The task>
Copy down every line where the string "page" shows up.

Given records>
■ ■ ■ ■ ■ ■ ■

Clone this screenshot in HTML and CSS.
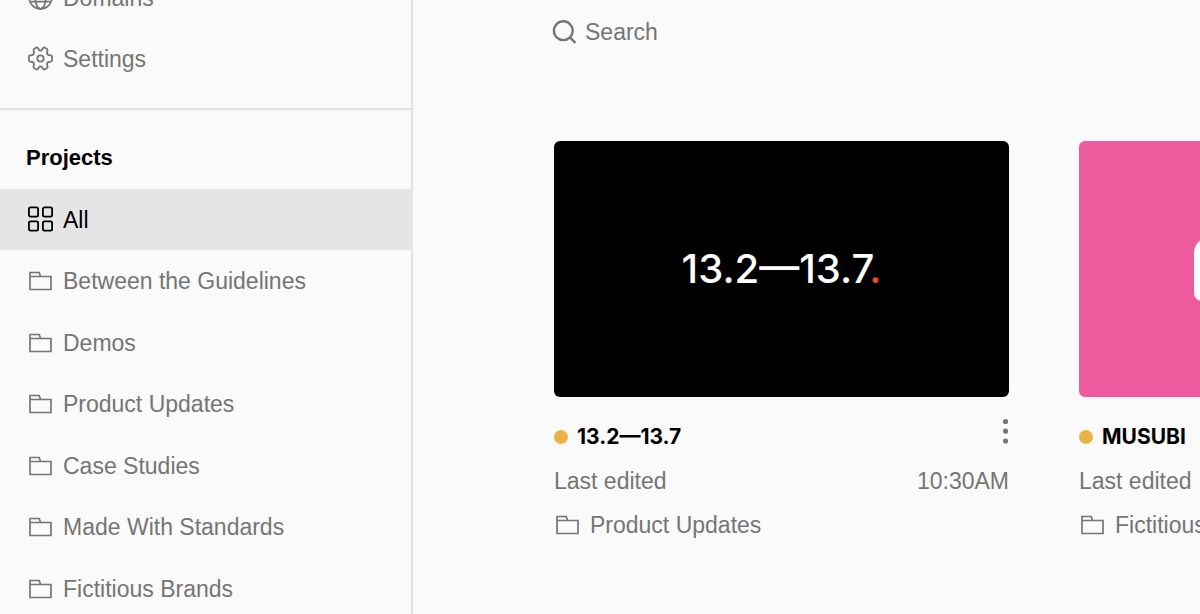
FILE: index.html
```html
<!DOCTYPE html>
<html lang="en">
<head>
<meta charset="utf-8">
<meta name="viewport" content="width=device-width, initial-scale=1">
<title>Projects</title>
<link rel="stylesheet" href="styles.css">
</head>
<body>
<svg class="sprite" aria-hidden="true">
  <symbol id="folder" viewBox="0 0 26 26">
    <path d="M3 4.500H12.200L13.600 8.500H24V21.500H3ZM3 8.500H13.600" fill="none" stroke="currentColor" stroke-width="1.700"/>
  </symbol>
</svg>
<div class="app">
  <aside class="sidebar">
    <nav class="menu menu-site" aria-label="Site">
      <a class="item" href="#domains">
        <svg class="icon" viewBox="0 0 26 26" fill="none" stroke="currentColor" stroke-width="1.700"><circle cx="13.500" cy="12.500" r="11.400"/><ellipse cx="13.500" cy="12.500" rx="5.200" ry="11.400"/><path d="M3.500 8H23.500M3.500 16.700H23.500"/></svg>
        <span>Domains</span>
      </a>
      <a class="item" href="#settings">
        <svg class="icon" viewBox="0 0 26 26" fill="none" stroke="currentColor" stroke-width="1.800" stroke-linejoin="round"><circle cx="13.500" cy="12.500" r="3.200"/><path d="M9.500 1.500Q10.500 1.300 11.200 2.400L12.100 4Q13.500 5.200 14.900 4L15.800 2.400Q16.500 1.300 17.500 1.500L19.700 2.700Q20.800 3.500 20.500 4.600L19.900 6.800Q19.900 8.600 21.700 9L23.800 9.300Q25.100 9.600 25.100 10.700V14.300Q25.100 15.400 23.800 15.700L21.700 16Q19.900 16.400 19.900 18.200L20.500 20.400Q20.800 21.500 19.700 22.300L17.500 23.500Q16.500 23.700 15.800 22.600L14.900 21Q13.500 19.800 12.100 21L11.200 22.600Q10.500 23.700 9.500 23.500L7.300 22.300Q6.200 21.500 6.500 20.400L7.100 18.200Q7.100 16.400 5.300 16L3.200 15.700Q1.900 15.400 1.900 14.300V10.700Q1.900 9.600 3.200 9.300L5.300 9Q7.100 8.600 7.100 6.800L6.500 4.600Q6.200 3.500 7.300 2.700Z"/></svg>
        <span>Settings</span>
      </a>
    </nav>
    <h2 class="heading">Projects</h2>
    <nav class="menu" aria-label="Projects">
      <a class="item item-active" href="#all" aria-current="page">
        <svg class="icon" viewBox="0 0 26 26" fill="none" stroke="currentColor" stroke-width="1.800"><rect x="1.900" y="0.400" width="9.200" height="9.200" rx="1.600"/><rect x="15.900" y="0.400" width="9.200" height="9.200" rx="1.600"/><rect x="1.900" y="14.400" width="9.200" height="9.200" rx="1.600"/><rect x="15.900" y="14.400" width="9.200" height="9.200" rx="1.600"/></svg>
        <span>All</span>
      </a>
      <a class="item" href="#guidelines"><svg class="icon"><use href="#folder"/></svg><span>Between the Guidelines</span></a>
      <a class="item" href="#demos"><svg class="icon"><use href="#folder"/></svg><span>Demos</span></a>
      <a class="item" href="#updates"><svg class="icon"><use href="#folder"/></svg><span>Product Updates</span></a>
      <a class="item" href="#cases"><svg class="icon"><use href="#folder"/></svg><span>Case Studies</span></a>
      <a class="item" href="#made"><svg class="icon"><use href="#folder"/></svg><span>Made With Standards</span></a>
      <a class="item" href="#brands"><svg class="icon"><use href="#folder"/></svg><span>Fictitious Brands</span></a>
    </nav>
  </aside>
  <main class="main">
    <label class="search">
      <svg class="icon" viewBox="0 0 26 26" fill="none" stroke="currentColor" stroke-width="2.400"><circle cx="11.300" cy="11.700" r="9.400"/><path d="M17.900 18.300L23.400 23.800"/></svg>
      <input class="search-input" type="search" placeholder="Search" aria-label="Search">
    </label>
    <div class="cards">
      <article class="card">
        <a class="thumb thumb-black" href="#project-13"><span class="wordmark">13.2—13.7<span class="accent">.</span></span></a>
        <div class="line">
          <h3 class="title"><span class="dot"></span>13.2—13.7</h3>
          <button class="more" type="button" aria-label="More options"><svg class="more-icon" viewBox="0 0 6 26" fill="currentColor"><circle cx="2.500" cy="3.500" r="2.600"/><circle cx="2.500" cy="13.200" r="2.600"/><circle cx="2.500" cy="23" r="2.600"/></svg></button>
        </div>
        <div class="line"><span>Last edited</span><time>10:30AM</time></div>
        <a class="folder" href="#updates"><svg class="icon"><use href="#folder"/></svg><span>Product Updates</span></a>
      </article>
      <article class="card">
        <a class="thumb thumb-pink" href="#musubi" aria-label="MUSUBI"><span class="shape"></span></a>
        <div class="line"><h3 class="title"><span class="dot"></span>MUSUBI</h3></div>
        <div class="line"><span>Last edited</span></div>
        <a class="folder" href="#brands"><svg class="icon"><use href="#folder"/></svg><span>Fictitious Brands</span></a>
      </article>
    </div>
  </main>
</div>
</body>
</html>
```
FILE: styles.css
```css
* {
  box-sizing: border-box;
}

body {
  margin: 0;
  overflow: hidden;
  background: #fafafa;
  color: #757575;
  font: 23px/32px "Liberation Sans", Arial, sans-serif;
}

a {
  color: inherit;
  text-decoration: none;
}

.sprite {
  display: none;
}

.app {
  display: flex;
  min-height: 100vh;
}

.sidebar {
  flex: 0 0 413px;
  border-right: 2px solid #e1e1e1;
}

.menu {
  display: grid;
  grid-auto-rows: 61px 62px;
}

.menu-site {
  margin-top: -33px;
  padding-bottom: 18px;
  border-bottom: 2px solid #e1e1e1;
}

.item {
  display: flex;
  align-items: center;
  gap: 10px;
  padding: 0 27px;
}

.item-active {
  margin-right: -2px;
  background: #e5e5e5;
  color: #000;
}

.icon {
  flex: none;
  width: 26px;
  height: 26px;
  overflow: visible;
}

.heading {
  margin: 0;
  padding: 32px 26px 15px;
  color: #000;
  font-size: 22px;
  line-height: 32px;
}

.main {
  flex: 1;
  min-width: 0;
  padding: 16px 0 0 141px;
  overflow: hidden;
}

.search {
  display: flex;
  align-items: center;
  gap: 7px;
  margin-left: -2px;
}

.search-input {
  flex: 1;
  min-width: 0;
  padding: 0;
  border: 0;
  outline: 0;
  background: none;
  color: inherit;
  font: inherit;
}

.search-input::placeholder {
  color: inherit;
  opacity: 1;
}

.cards {
  display: grid;
  grid-auto-flow: column;
  grid-auto-columns: 455px;
  gap: 70px;
  margin-top: 93px;
}

.thumb {
  display: flex;
  align-items: center;
  justify-content: center;
  aspect-ratio: 16 / 9;
  margin-bottom: 18px;
  border-radius: 6px;
}

.thumb-black {
  background: #000;
}

.thumb-pink {
  background: #ed5a9e;
}

.wordmark {
  color: #fff;
  font-family: Inter, "Liberation Sans", sans-serif;
  font-size: 40px;
  font-weight: 500;
}

.accent {
  color: #ee4427;
}

.shape {
  width: 226px;
  height: 64px;
  border-radius: 16px 16px 8px 8px;
  background: #fff;
}

.line,
.title,
.folder {
  display: flex;
  align-items: center;
}

.line {
  justify-content: space-between;
  height: 44px;
}

.title {
  gap: 9px;
  margin: 0;
  color: #000;
  font-family: Inter, "Liberation Sans", sans-serif;
  font-size: 21px;
  font-weight: 700;
}

.dot {
  width: 14px;
  height: 14px;
  border-radius: 50%;
  background: #e8b544;
}

.more {
  align-self: flex-start;
  padding: 3px 0;
  border: 0;
  background: none;
  color: inherit;
}

.more-icon {
  display: block;
  width: 6px;
  height: 26px;
}

.folder {
  gap: 10px;
  height: 44px;
}
```
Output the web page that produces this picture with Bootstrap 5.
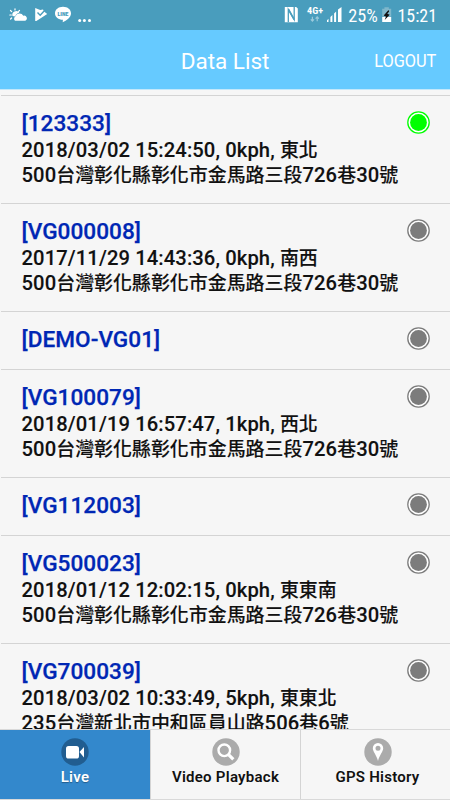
<!DOCTYPE html>
<html lang="zh-Hant">
<head>
<meta charset="utf-8">
<meta name="viewport" content="width=device-width, initial-scale=1">
<title>Data List</title>
<link rel="stylesheet" href="https://cdn.jsdelivr.net/npm/bootstrap@5.3.0/dist/css/bootstrap.min.css">
<style>
body{font-family:Roboto,"Noto Sans CJK TC",sans-serif;background:#f6f6f6;color:#111;height:800px}
.status-bar{height:30px;background:#499dbd;padding:0 12px 0 9px;font-family:"Roboto Condensed",Roboto,sans-serif}
.status-bar svg{display:block}
.app-bar{height:60px;background:#66caff;border-bottom:1px solid #c3e8fb;display:grid;grid-template-columns:1fr auto 1fr;padding:4px 14px 0}
.app-title{font-size:22.5px;line-height:54px}
.cond{display:inline-block;white-space:nowrap}
.logout{font-size:19px;width:62px;line-height:54px}
.logout .cond{transform:scaleX(.86);transform-origin:right}
.device-list{margin-left:1px;padding-top:5px;min-height:0}
.device{border-top:1px solid #d4d4d4;height:108.15px;padding:13px 20px 0 20.5px;flex:none}
.device.short{height:57.6px}
.device-name{color:#0027b4;font-size:22.6px;line-height:29px;font-weight:500;letter-spacing:.04px;-webkit-text-stroke:.25px}
.device-info{font-size:20.2px;line-height:25.6px;height:25px;font-weight:500;white-space:nowrap;letter-spacing:.1px;-webkit-text-stroke:.1px}
.han{font-size:18.95px;line-height:1;letter-spacing:0}
.lamp{width:23px;height:23px;margin-top:2px;color:#7c7c7c;flex:none}
.lamp.on{color:#0f0}
.tabs{height:71px;border-top:1px solid #d9d9d9;border-bottom:1px solid #d9d9d9;flex:none}
.tab-item{flex:0 0 150px;color:#111;font-size:15px;font-weight:600;line-height:22px;letter-spacing:.26px;padding-top:8px}
.tab-item+.tab-item{border-left:1px solid #d4d4d4}
.tab-item:last-child{padding-left:4px}
.tab-item.active{background:#3388cc;color:#fff;text-shadow:0 1px 1px #245d8c}
.disc{width:28px;height:28px}
</style>
<script src="https://cdn.jsdelivr.net/npm/bootstrap@5.3.0/dist/js/bootstrap.bundle.min.js"></script>
</head>
<body class="d-flex flex-column overflow-hidden">
<div class="status-bar d-flex align-items-center justify-content-between text-white flex-shrink-0">
  <svg width="90" height="30" fill="#fff">
    <g stroke="#fff" stroke-width="1.2" stroke-linecap="round"><path d="M6 8.8v1.2M1.5 10.5l1.2 1.2M.8 15h1.5M1.6 19l1-1M10.5 10.5l-1.2 1.2"/></g>
    <path d="M3.5 16a3.8 3.8 0 0 1 6.8-3.2 5 5 0 0 0-4 3.7z"/>
    <path d="M6 20.8a2.8 2.8 0 0 1 .5-4.5 4.2 4.2 0 0 1 7.8-.5 2.7 2.7 0 0 1 2 5z"/>
    <path d="M26.2 8l5 2.1 2.8-.7 1.4 2.3 2.8 2.3-10.8 7.1h-1.2z"/><path d="M28.5 12.6l2.7 2.7 4.6-5" fill="none" stroke="#499dbd" stroke-width="1.4"/>
    <path d="M54 6.8c4.7 0 8 2.8 8 6.6 0 3.6-4.5 7.2-8.3 8.8l.2-2.4c-4.4-.1-7.9-2.7-7.9-6.3 0-3.9 3.4-6.7 8-6.7z"/>
    <text x="54" y="15.8" text-anchor="middle" textLength="11" lengthAdjust="spacingAndGlyphs" font-size="5.4" font-weight="900" fill="#499dbd">LINE</text>
    <circle cx="70.7" cy="20.5" r="1.5"/><circle cx="75.4" cy="20.5" r="1.5"/><circle cx="80.5" cy="20.5" r="1.5"/>
  </svg>
  <svg width="155" height="30" fill="#fff">
    <path d="M3.2 7h10l1.6 1.5v13.8H1.8V7z"/><path d="M5.3 22V9.5l5.9 10.2V7" fill="none" stroke="#499dbd" stroke-width="1.3"/><path d="M5.6 9.5l5.6 10.2" stroke="#499dbd" stroke-width="1.6"/>
    <text x="24" y="14" font-size="8.3" font-weight="700" textLength="16" lengthAdjust="spacingAndGlyphs">4G+</text>
    <path d="M29.4 16.8v4M27.8 19.3l1.6 1.7 1.6-1.7M34.2 21.3v-4M32.6 18.7l1.6-1.7 1.6 1.7" fill="none" stroke="#9bcadc" stroke-width="1.2"/>
    <path d="M44 22v-1.8l1.5-1.5V22zM47.4 22v-5l2-2v7zM51.1 22v-8.5l2-2V22zM55 22V9.5L58.5 6.9V22z"/>
    <text x="65.3" y="21.8" font-size="19" textLength="29.5" lengthAdjust="spacingAndGlyphs">25%</text>
    <path d="M101.4 7.2h4.4v1.6h2.4v8h-9v-8h2.2z" fill="#7fb7cb"/><path d="M99.2 17h9v5h-9z"/><path d="M105.5 10l-4.8 5.6 2.3 1-1.3 3.5 5-5.3-2.4-1 1.8-2.2z" fill="#111"/>
    <text x="114.5" y="21.8" font-size="19" textLength="39.5" lengthAdjust="spacingAndGlyphs">15:21</text>
  </svg>
</div>
<header class="app-bar text-white flex-shrink-0">
  <span></span><span class="app-title">Data List</span>
  <a class="logout text-white text-decoration-none ms-auto d-flex justify-content-end" href="#"><span class="cond">LOGOUT</span></a>
</header>
<main class="device-list flex-grow-1 overflow-hidden d-flex flex-column" id="devices"></main>
<nav class="tabs d-flex text-center">
  <a class="tab-item active text-decoration-none" href="#"><svg class="disc d-block mx-auto" viewBox="0 0 28 28"><circle cx="14" cy="14" r="13.7" fill="#215d90"/><rect x="5" y="8" width="13" height="12.5" rx="2.6" fill="#fff"/><path d="M18.5 14l4.5-5v10.5z" fill="#fff"/></svg>Live</a>
  <a class="tab-item text-decoration-none text-nowrap" href="#"><svg class="disc d-block mx-auto" viewBox="0 0 28 28"><circle cx="14" cy="14" r="13.7" fill="#ababab"/><circle cx="12.3" cy="12.3" r="5.8" fill="none" stroke="#fff" stroke-width="2.4"/><path d="M16.3 16.3l5 5" stroke="#fff" stroke-width="3.2"/></svg>Video Playback</a>
  <a class="tab-item text-decoration-none text-nowrap" href="#"><svg class="disc d-block mx-auto" viewBox="0 0 28 28"><circle cx="14" cy="14" r="13.7" fill="#ababab"/><path fill="#fff" fill-rule="evenodd" d="M14 5a5.2 5.2 0 0 1 5.2 5.2c0 3.5-3.7 6.5-5.2 12.8-1.5-6.3-5.2-9.3-5.2-12.8A5.2 5.2 0 0 1 14 5zm0 2.8a2.5 2.5 0 1 0 0 5 2.5 2.5 0 0 0 0-5z"/></svg>GPS History</a>
</nav>
<script>
const home='500台灣彰化縣彰化市金馬路三段726巷30號';
const devices=[
 ['123333','2018/03/02 15:24:50, 0kph, 東北',home,true],
 ['VG000008','2017/11/29 14:43:36, 0kph, 南西',home],
 ['DEMO-VG01'],
 ['VG100079','2018/01/19 16:57:47, 1kph, 西北',home],
 ['VG112003'],
 ['VG500023','2018/01/12 12:02:15, 0kph, 東東南',home],
 ['VG700039','2018/03/02 10:33:49, 5kph, 東東北','235台灣新北市中和區員山路506巷6號']
];
const han=s=>s.replace(/[\u4e00-\u9fff]+/g,'<span class="han">$&</span>');
document.getElementById('devices').innerHTML=devices.map(([name,info,addr,on])=>`
<section class="device ${info?'':'short'}">
 <div class="d-flex justify-content-between align-items-start"><div class="device-name">[${name}]</div>
 <svg class="lamp ${on?'on':''}" viewBox="0 0 23 23"><circle cx="11.5" cy="11.5" r="10.7" fill="#fff" stroke="currentColor" stroke-width="1.3"/><circle cx="11.5" cy="11.5" r="8.4" fill="currentColor"/></svg></div>
 ${info?`<div class="device-info">${han(info)}</div><div class="device-info">${han(addr)}</div>`:''}
</section>`).join('');
</script>
</body>
</html>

■ ■ ■ ■ ■ ■ ■

Answer to the problem>
      <a class="item item-active" href="#all" aria-current="page">
Output the web page that produces this picture with Bootstrap 5.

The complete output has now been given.